Poverty is a major barometer of our economy, but measuring it can be tricky. The U.S. Census, which counts poverty, made some major changes in its calculation methods. N.C. State University economist Mike Walden explains.
“This is big. The … way that poverty historically been calculated was really bizarre. It was really based on a method developed in 1963, where essentially what the government said (was) ‘Alright we’re going to calculate what it would cost a household to buy some minimal amount of food to meet some minimal standard in their diet. We’re going to multiply that by three, and that’s going to be the poverty level.’
“Obviously since 1963 lots of things have changed. And even if that formula made sense in ’63, it likely doesn’t make sense today for a number of reasons. Obviously, number one, poverty is based on more than just food. Number two, there are differences in prices between regions of the country. And number three, this measure doesn’t account for government aid that people below certain income levels might receive, which would actually help them get out of poverty.
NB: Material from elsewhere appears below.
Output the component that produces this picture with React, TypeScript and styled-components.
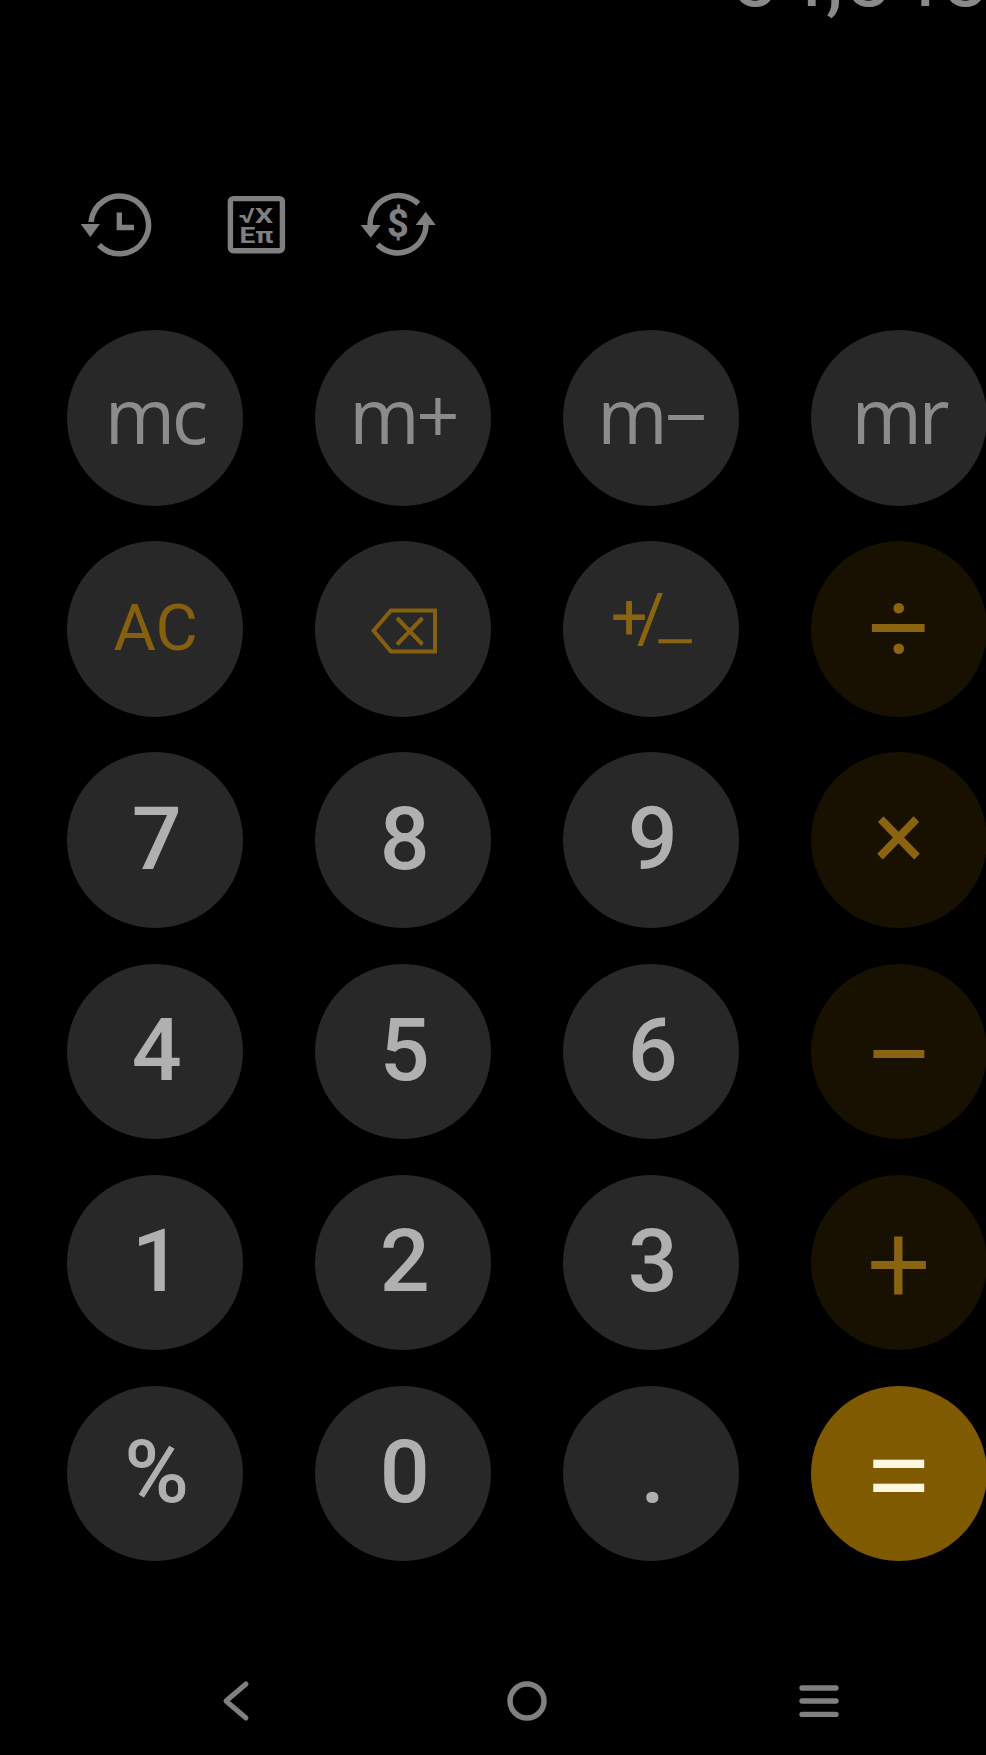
import React from "react";
import styled, { createGlobalStyle } from "styled-components";

const Global = createGlobalStyle`
  html, body { margin: 0; padding: 0; background: #000; }
  #root { width: 986px; }
`;

const Page = styled.div`
  width: 986px;
  height: 1755px;
  background: #000;
  overflow: hidden;
  display: flex;
  flex-direction: column;
  font-family: Roboto, "Liberation Sans", sans-serif;
`;

const Display = styled.div`
  height: 24px;
  display: flex;
  align-items: flex-end;
  justify-content: flex-end;
  overflow: hidden;
`;

const DisplayText = styled.div`
  font-size: 86px;
  line-height: 90px;
  font-weight: 400;
  color: #8a8a8a;
  white-space: nowrap;
  margin-bottom: 2px;
  margin-right: -2px;
`;

const Toolbar = styled.div`
  margin-top: 166px;
  height: 70px;
  padding-left: 78px;
  display: flex;
  align-items: center;
  gap: 72px;
`;

const ToolIcon = styled.svg`
  display: block;
  flex: none;
  color: #808080;
`;

const Keypad = styled.div`
  margin-top: 70px;
  padding-left: 67px;
  display: grid;
  grid-template-columns: repeat(4, 175.5px);
  grid-auto-rows: 175.5px;
  column-gap: 72.5px;
  row-gap: 35.7px;
`;

type Tone = "plain" | "op" | "equals";
const bg: Record<Tone, string> = { plain: "#282828", op: "#181000", equals: "#7f5a00" };

const Key = styled.div<{ $tone?: Tone }>`
  width: 175.5px;
  height: 175.5px;
  border-radius: 50%;
  background: ${(p) => bg[p.$tone ?? "plain"]};
  display: flex;
  align-items: center;
  justify-content: center;
`;

const MemoryLabel = styled.span`
  font-family: "Open Sans", sans-serif;
  font-size: 76px;
  line-height: 1;
  font-weight: 400;
  letter-spacing: -3.5px;
  color: #8c8c8c;
  margin-bottom: 6px;
`;

const AmberLabel = styled.span`
  font-size: 65px;
  line-height: 1;
  font-weight: 400;
  color: #86600f;
  margin-left: 2px;
`;

const Digit = styled.span`
  font-size: 88px;
  line-height: 1;
  font-weight: 500;
  color: #b0b0b0;
  margin-bottom: 3px;
  margin-left: 4px;
`;

const Operator = styled.span<{ $size: number; $lift?: number; $light?: boolean; $stroke?: number }>`
  font-size: ${(p) => p.$size}px;
  line-height: 1;
  font-weight: 300;
  color: ${(p) => (p.$light ? "#fff6e0" : "#8a6410")};
  -webkit-text-stroke: ${(p) => p.$stroke ?? 2}px currentColor;
  margin-bottom: ${(p) => Math.max(p.$lift ?? 0, 0)}px;
  margin-top: ${(p) => Math.max(-(p.$lift ?? 0), 0)}px;
`;

const Sign = styled.span`
  display: flex;
  align-items: flex-start;
  color: #8a6410;
  line-height: 1;
  margin-top: 12px;
  margin-left: 8px;
`;
const SignPlus = styled.span`
  font-size: 65px;
  font-weight: 400;
  margin-right: -11px;
`;
const SignSlash = styled.span`
  font-size: 68px;
  font-weight: 400;
`;
const SignMinus = styled.span`
  font-size: 82px;
  font-weight: 300;
  margin-top: 17px;
  margin-left: -13px;
`;

const NavBar = styled.div`
  margin-top: 110px;
  padding-left: 89px;
  display: grid;
  grid-template-columns: repeat(3, 292px);
  height: 60px;
  align-items: center;
  justify-items: center;
`;

const NavIcon = styled.svg`
  display: block;
  color: #808080;
`;

const HistoryIcon = () => (
  <ToolIcon width={76} height={70} viewBox="78 190 76 70">
    <path d="M91 222A28.8 28.8 0 1 1 99 245" fill="none" stroke="currentColor" strokeWidth={5.5} />
    <polygon points="80.7,224 100,224 90.3,237" fill="currentColor" />
    <path d="M119.3 212.5V227.5H134" fill="none" stroke="currentColor" strokeWidth={5.3} />
  </ToolIcon>
);

const ScienceIcon = () => (
  <ToolIcon width={61} height={70} viewBox="226 190 61 70">
    <rect x={230.4} y={198.6} width={52} height={52.2} rx={3} fill="none" stroke="currentColor" strokeWidth={5.4} />
    <g fill="currentColor" fontFamily="Roboto, sans-serif" fontWeight={700}>
      <text x={239} y={223} fontSize={21} textLength={34} lengthAdjust="spacingAndGlyphs">√X</text>
      <text x={239.5} y={243} fontSize={22} textLength={34} lengthAdjust="spacingAndGlyphs">Eπ</text>
    </g>
  </ToolIcon>
);

const ExchangeIcon = () => (
  <ToolIcon width={79} height={70} viewBox="360 190 79 70">
    <path d="M419.3 203.7A28.3 28.3 0 0 0 371.2 226" fill="none" stroke="currentColor" strokeWidth={5.5} />
    <polygon points="361.7,225 381.7,225 371.7,237.7" fill="currentColor" />
    <path d="M378.5 244.5A28.3 28.3 0 0 0 426.8 222" fill="none" stroke="currentColor" strokeWidth={5.5} />
    <polygon points="416.7,225 436.7,225 426.7,211.7" fill="currentColor" />
    <text x={399} y={237} fontFamily="Roboto, sans-serif" fontWeight={700} fontSize={38} textAnchor="middle" fill="currentColor">$</text>
  </ToolIcon>
);

const BackspaceIcon = () => (
  <svg width={66} height={47} viewBox="371 607.5 66 47" style={{ marginTop: 4, marginLeft: 2 }}>
    <g fill="none" stroke="#86600f" strokeWidth={4}>
      <path d="M373.5 631.2L391 611H435V652H391Z" />
      <path d="M397 618.5L422.5 645M422.5 618.5L397 645" />
    </g>
  </svg>
);

export default function App() {
  return (
    <Page>
      <Global />
      <Display>
        <DisplayText>54,545</DisplayText>
      </Display>
      <Toolbar>
        <HistoryIcon />
        <ScienceIcon />
        <ExchangeIcon />
      </Toolbar>
      <Keypad>
        <Key><MemoryLabel>mc</MemoryLabel></Key>
        <Key><MemoryLabel>m+</MemoryLabel></Key>
        <Key><MemoryLabel>m−</MemoryLabel></Key>
        <Key><MemoryLabel>mr</MemoryLabel></Key>

        <Key><AmberLabel>AC</AmberLabel></Key>
        <Key><BackspaceIcon /></Key>
        <Key>
          <Sign>
            <SignPlus>+</SignPlus>
            <SignSlash>/</SignSlash>
            <SignMinus>−</SignMinus>
          </Sign>
        </Key>
        <Key $tone="op"><Operator $size={104}>÷</Operator></Key>

        <Key><Digit>7</Digit></Key>
        <Key><Digit>8</Digit></Key>
        <Key><Digit>9</Digit></Key>
        <Key $tone="op"><Operator $size={90} $lift={16} $stroke={3}>×</Operator></Key>

        <Key><Digit>4</Digit></Key>
        <Key><Digit>5</Digit></Key>
        <Key><Digit>6</Digit></Key>
        <Key $tone="op"><Operator $size={120} $lift={-9}>−</Operator></Key>

        <Key><Digit>1</Digit></Key>
        <Key><Digit>2</Digit></Key>
        <Key><Digit>3</Digit></Key>
        <Key $tone="op"><Operator $size={108} $lift={-2}>+</Operator></Key>

        <Key><Digit>%</Digit></Key>
        <Key><Digit>0</Digit></Key>
        <Key><Digit>.</Digit></Key>
        <Key $tone="equals"><Operator $size={120} $light $lift={-2}>=</Operator></Key>
      </Keypad>
      <NavBar>
        <NavIcon width={30} height={42} viewBox="0 0 30 42">
          <path d="M26 4L6 21L26 38" fill="none" stroke="currentColor" strokeWidth={5} strokeLinecap="round" strokeLinejoin="round" />
        </NavIcon>
        <NavIcon width={40} height={40} viewBox="0 0 40 40">
          <circle cx={20} cy={20} r={17} fill="none" stroke="currentColor" strokeWidth={5.5} />
        </NavIcon>
        <NavIcon width={40} height={36} viewBox="0 0 40 36">
          <path d="M3 5H37M3 18H37M3 31.4H37" fill="none" stroke="currentColor" strokeWidth={5.3} strokeLinecap="round" />
        </NavIcon>
      </NavBar>
    </Page>
  );
}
“So the bottom line here … is the Census finally got around to correcting these problems, and they now have a brand new way of calculating poverty that takes into account all of these previous criticisms.
“What did the results mean? Well, the results actually meant a little brighter news here in the sense that poverty is not quite as high by these new measures as we would have thought. For example, in 2010, using the old method of calculating poverty, the poverty rate in the country was 16 percent; using the new method, 15.2 percent.